On the north side of the chancel is the Wigsell chapel opening from the eastern end of the north aisle and largely occupied by the organ since 1895. The chapel was probably erected in about 1350 by Sir John Culpeper of Wigsell and its eastern window has reticulated tracery of the Decorated period.
On the north wall of the chapel is a tomb under an ogee arch with crockets and finials flanked with square pinnacles with gables. It is uncertain who is actually buried here although it seems likely that it is Sir John himself. There are three cartouche tablets on the wall of the chapel to members of the Peckham family. The chapel communicates with the north aisle by an arch with chamfered edges. This arch is supported by a corbel on the south side consisting of the head and shoulders of a monk holding a rabbit. This is the only grotesque carving in the church. At the east end of the north arcade can be seen the opening to the Rood loft and in the thickness of the walls above the column there remain 3 steps.

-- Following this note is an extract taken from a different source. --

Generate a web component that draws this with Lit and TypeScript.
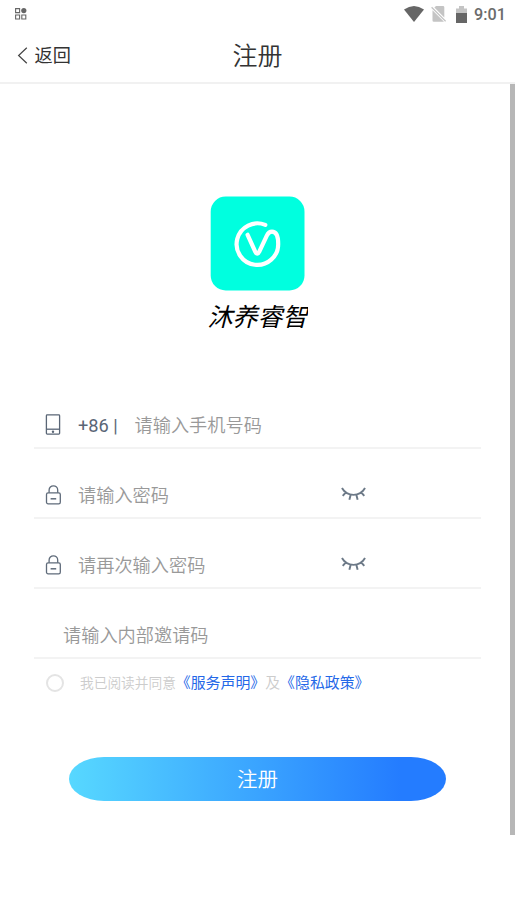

All the stained glass is rather inferior 19th C. with two important exceptions. The window in the Lady Chapel at the end of the south aisle contains glass by the Pre-Raphaelite artist, Kempe with his wheat sheaf signature. More importantly, in the SE and SW windows of the south aisle in the tracery lights are birds drawn in brown on green glass (14th C.) apparently based on a medieval pattern book now in Magdalen College , Cambridge. These beautiful windows are apparently unique, nothing similar being found in other English parish churches.
These windows and the font are perhaps the most interesting and delightful features of a peaceful and attractive church.